Pennalynn Lott* December 25, 2014 at 2:05 pm I wear a single bluetooth earpiece every day. If I want to listen to music, I just stream it from my laptop or my phone to the bluetooth. That way I can still hear what’s going on around me.
Lana* December 24, 2014 at 2:27 pm I’m glad to see there was a good resolution on this! I can sympathise with the co-worker — I have an auditory processing disorder that, among other things, means my brain doesn’t really have a “background noise” setting. Everything is right up front and my brain is only rarely/under specific circumstances able to tune it out, and for some reason (no idea why!) the quiet stuff can be a lot worse than the loud stuff. I work from home now but when I was in the office, I was just one person in a big group of people who wanted to chat all day without worrying too much about noise levels. So it’s pretty fantastic that you were so understanding and able to come up with a solution that sounds like it’s working for everybody.
Pete* December 24, 2014 at 3:44 pm That original post generated what is probably my favorite set of responses. Oddly disappointed in the reasonable outcome.
Mina* December 24, 2014 at 4:55 pm Personally, I despise noises in the office like music, gum smacking – don’t even get me started on the constant popping sounds – and whistling. I ‘m hypersensitive to my environment, get headaches very easily. One of the higher ups here whistles constantly, precisely because he knows it annoys me.
Ludo* December 25, 2014 at 1:07 am There is only one sound that makes me crazy in the office. My direct report (who sits next to me) slurping and gulping his morning coffee. I swear it makes me want to rip my ears off my own head. I’ve thought of saying something but there is no way I can say “if you don’t start drinking your coffee in a quieter/less grotesque manner I am going to snap and commit homicide” without sounding more than a little unhinged. So instead, I plan my daily trip to the kitchen around his arrival/coffee drinking escapades. I don’t have to hear it and all is better.
Relosa* December 25, 2014 at 1:56 am I have a hideous but amazingly useful coffee tumbler that eliminated my slurping – didn’t want the burnt lips! It’s ugly as sin but I’d never get rid of my Bubba Keg tumbler!
SuzyQ* December 26, 2014 at 4:13 pm The guy in the office next to me clips his nails on a regular basis. Not just a quick trim, a full on grooming. Weekly! I finally got up the nerve to ask him to shut his door. He said, “oh, you can hear that?” Grrr, like nails on a chalkboard for me.

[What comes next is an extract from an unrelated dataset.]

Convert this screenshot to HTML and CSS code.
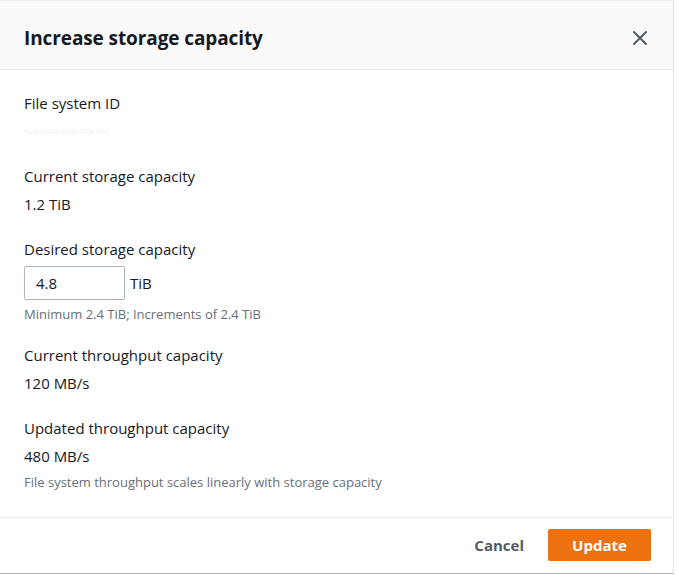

jordanjay29* December 24, 2014 at 6:32 pm I can empathize pretty well with the new hire. I have a hearing loss, and while I probably wouldn’t be able to hear the music playing on the lowest level, there gets to be a point where music is loud enough for me to hear but too quiet to make out. My brain (and I’m sure the new hire’s in the letter) spends too much of its processing time trying to make sense of the music and it distracts me from what I’m trying to do. This is true, too, for open floor plan offices where conversation carries only so far. When someone starts up a conversation just beyond where I can comfortably hear it, my brain gets stuck trying to make out what’s being said. It’s irritating on its face, and even more so when the conversation has nothing to do with me. Unfortunately, I’ve spent so much of my life straining to hear everything (because in your younger years, most everything said in your vicinity is important to you) that I can no longer turn it off now that there’s so much irrelevant conversation. For those of us who have no control over this, it’s extremely irritating and actually hampers concentration and work. I do sympathize with the OP, everyone should be able to work in an environment that is comfortable to them, and for some that means background music, noise or conversation. There are too many “established cultures” that one may enter where someone like me or the new hire may not feel comfortable or get too much resistance to change when we request something like this. I can understand why the new hire was initially resistant to being flexible, because on the other side, the options available to someone like the new hire (or me) are: put up with it or wear headphones. If you can understand the many established cultures of background music/noise/conversation that have no interest in accommodating someone different, I’m sure you can understand the new hire’s stubbornness. If we could all just sit down and have an objective discussion about requests like this, I have a feeling there’d be a lot less intra-office conflict.
LoFlo* December 25, 2014 at 10:36 am JordanJay I feel your pain. I have the same situation with loud ringing in one ear. It is very difficult for people to take this situation seriously, especially in open office floor plans where the constant chattering = collaboration :( They can’t understand that you brain goes into cognative overload trying to process all of the various sounds. I have asked for people to use IM and was told unless everybody is speaking then there is no “transparency”.
Sandrine (France)* December 25, 2014 at 9:31 am My own problem would actually have been much more petty, but I have no shame admitting it here since I wouldn’t make a fuss about it at work. Sadly, even if there are exceptions, I just can’t listen to certain types of music. Sometimes I’ll play the tolerant person and listen to certain stuff anyway (like with my fiancé, since I can’t just blast Kpop at home all the time with no exceptions, that wouldn’t be fair!) , but most of the time, I’m just going “arrrrrrrrrrrgh” internally so much it’s really pathetic. So I’m all team headphones, this way I can blast my own ears with my kpop and my silly music, I don’t bother anymore, win win for everyone involved. I am happy the OP is satisfied with the resolution, but I have to admit I wouldn’t like it, especially because I like my music to come from my own computer too.
Vicki* December 25, 2014 at 7:51 pm “I guess it should be no surprise that workplace relationships are a lot like personal ones: communication is key. It’s nice to see what a simple conversation can accomplish if you’re willing to have one. ” Time to make this a pull quote on the front page of this site!